- [Supplied material]:
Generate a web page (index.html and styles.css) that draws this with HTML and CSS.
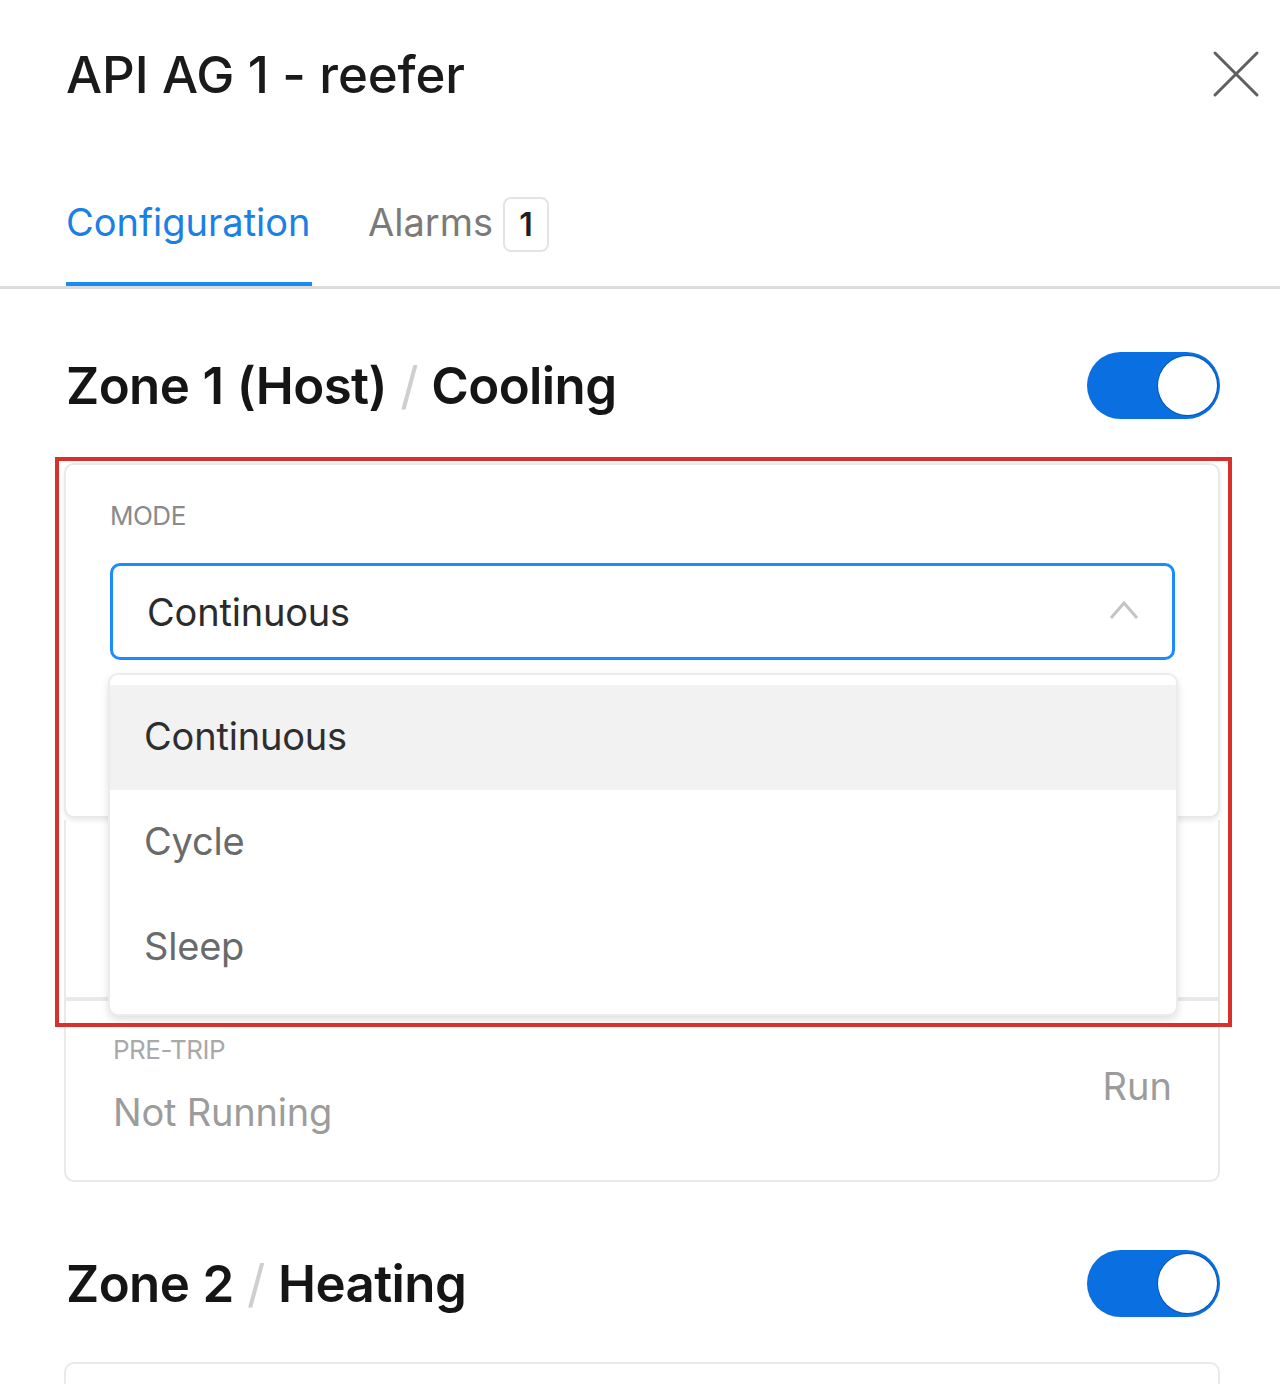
FILE: index.html
```html
<!DOCTYPE html>
<html lang="en">
<head>
<meta charset="utf-8">
<title>API AG 1 - reefer</title>
<link rel="stylesheet" href="styles.css">
</head>
<body>
<div class="panel">
  <header class="header">
    <h1 class="title">API AG 1 - reefer</h1>
    <button class="close" aria-label="Close">
      <svg width="48" height="48" viewBox="0 0 48 48"><path d="M3 3 L45 45 M45 3 L3 45" stroke="#5f5f5f" stroke-width="3" stroke-linecap="round" fill="none"/></svg>
    </button>
  </header>

  <nav class="tabs">
    <div class="tab active">Configuration</div>
    <div class="tab">Alarms <span class="badge">1</span></div>
  </nav>

  <main class="content">
    <section class="zone">
      <div class="zone-head">
        <h2 class="zone-title">Zone 1 (Host) <span class="sep">/</span> Cooling</h2>
        <div class="toggle"><span class="knob"></span></div>
      </div>

      <div class="cards">
        <div class="card card-mode">
          <div class="label">MODE</div>
          <div class="select">
            <span class="select-value">Continuous</span>
            <svg class="chev" width="30" height="20" viewBox="0 0 30 20"><path d="M2 18 L15 3 L28 18" stroke="#c4c4c4" stroke-width="3" fill="none"/></svg>
          </div>
          <ul class="dropdown">
            <li class="opt selected">Continuous</li>
            <li class="opt">Cycle</li>
            <li class="opt">Sleep</li>
          </ul>
        </div>
        <div class="card card-hidden"></div>
        <div class="card card-trip">
          <div class="trip-info">
            <div class="label light">PRE-TRIP</div>
            <div class="trip-value">Not Running</div>
          </div>
          <div class="run">Run</div>
        </div>
        <div class="annotation"></div>
      </div>
    </section>

    <section class="zone zone2">
      <div class="zone-head">
        <h2 class="zone-title">Zone 2 <span class="sep">/</span> Heating</h2>
        <div class="toggle"><span class="knob"></span></div>
      </div>
      <div class="cards">
        <div class="card card-next"></div>
      </div>
    </section>
  </main>
</div>
</body>
</html>
```

FILE: styles.css
```css
* { box-sizing: border-box; }
html, body { margin: 0; padding: 0; background: #fff; }
body {
  font-family: Inter, "Noto Sans", "Liberation Sans", sans-serif;
  color: #1b1b1b;
  width: 1280px;
  height: 1384px;
  overflow: hidden;
}
.panel { width: 1280px; }

.header {
  display: flex;
  justify-content: space-between;
  align-items: center;
  padding: 46px 20px 0 66px;
  height: 104px;
}
.title {
  margin: 0;
  font-size: 51px;
  font-weight: 500;
  letter-spacing: -0.1px;
  line-height: 60px;
  color: #1a1a1a;
}
.close {
  background: none;
  border: 0;
  padding: 0;
  width: 48px;
  height: 48px;
  margin-top: -2px;
}

.tabs {
  display: flex;
  gap: 56px;
  padding-left: 66px;
  margin-top: 90px;
  border-bottom: 3px solid #dcdcdc;
  height: 95px;
}
.tab {
  display: flex;
  align-items: flex-start;
  font-size: 38px;
  line-height: 48px;
  color: #7a7a7a;
  height: 92px;
  padding-top: 4px;
}
.tab.active {
  color: #1a80e6;
  border-bottom: 4px solid #1a8cf0;
  width: 246px;
}
.badge {
  display: inline-flex;
  align-items: center;
  justify-content: center;
  width: 46px;
  height: 55px;
  margin-left: 10px;
  margin-top: -1px;
  border: 2px solid #e4e4e4;
  border-radius: 8px;
  font-size: 32px;
  font-weight: 600;
  color: #1e1e1e;
}

.content { padding: 0 60px 0 64px; }

.zone { margin-top: 63px; }
.zone2 { margin-top: 68px; }
.zone-head {
  display: flex;
  justify-content: space-between;
  align-items: center;
  height: 67px;
}
.zone-title {
  margin: 0;
  padding-left: 2px;
  font-size: 51px;
  font-weight: 600;
  letter-spacing: -0.6px;
  word-spacing: 1px;
  color: #151515;
  line-height: 67px;
}
.sep { color: #cfcfcf; font-weight: 400; }

.toggle {
  width: 133px;
  height: 67px;
  border-radius: 34px;
  background: #0a6fe0;
  display: flex;
  align-items: center;
  justify-content: flex-end;
  padding-right: 3px;
}
.knob {
  width: 59px;
  height: 59px;
  border-radius: 50%;
  background: #fff;
  box-shadow: 0 0 0 1px rgba(0, 40, 100, 0.35);
}

.cards {
  position: relative;
  margin-top: 44px;
}
.card {
  border: 2px solid #e9e9e9;
  border-radius: 10px;
  background: #fff;
}
.card-mode {
  position: relative;
  height: 355px;
  padding: 35px 43px 0 44px;
  box-shadow: 0 3px 5px rgba(0, 0, 0, 0.08);
  z-index: 2;
}
.label {
  font-size: 26px;
  line-height: 32px;
  color: #8a8a8a;
  letter-spacing: -0.5px;
}
.label.light { color: #a9a9a9; }
.select {
  margin-top: 31px;
  height: 97px;
  border: 3px solid #1a8cff;
  border-radius: 10px;
  display: flex;
  align-items: center;
  justify-content: space-between;
  padding: 0 33px 0 34px;
}
.select-value {
  font-size: 38px;
  color: #2b2b2b;
  letter-spacing: -0.2px;
}
.chev { margin-top: -4px; }

.dropdown {
  position: absolute;
  left: 42px;
  top: 208px;
  width: 1070px;
  margin: 0;
  padding: 10px 0 14px;
  list-style: none;
  background: #fff;
  border: 2px solid #ececec;
  border-radius: 10px;
  box-shadow: 0 4px 8px rgba(0, 0, 0, 0.12);
}
.opt {
  height: 105px;
  display: flex;
  align-items: center;
  padding-left: 34px;
  padding-bottom: 4px;
  font-size: 38px;
  color: #6a6a6a;
  letter-spacing: -0.2px;
}
.opt.selected { background: #f2f2f2; color: #2e2e2e; }

.card-hidden { height: 179px; margin-top: 2px; border-top: 0; border-radius: 0; }
.card-trip {
  height: 183px;
  border-radius: 0 0 10px 10px;
  display: flex;
  justify-content: space-between;
  align-items: flex-start;
  padding: 33px 46px 0 47px;
}
.trip-value {
  margin-top: 22px;
  font-size: 38px;
  line-height: 48px;
  color: #9c9c9c;
  letter-spacing: -0.2px;
}
.run {
  margin-top: 28px;
  font-size: 38px;
  line-height: 48px;
  color: #9c9c9c;
}

.annotation {
  position: absolute;
  left: -9px;
  top: -6px;
  width: 1177px;
  height: 570px;
  border: 4px solid #d8302d;
  z-index: 3;
  pointer-events: none;
}

.card-next { height: 60px; margin-top: 45px; border-bottom: 0; border-radius: 10px 10px 0 0; }
.zone2 .cards { margin-top: 0; }
```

- [Problem]:
Copy every line above that includes the string "index".

- [Answer]:
Generate a web page (index.html and styles.css) that draws this with HTML and CSS.
FILE: index.html
  z-index: 2;
  z-index: 3;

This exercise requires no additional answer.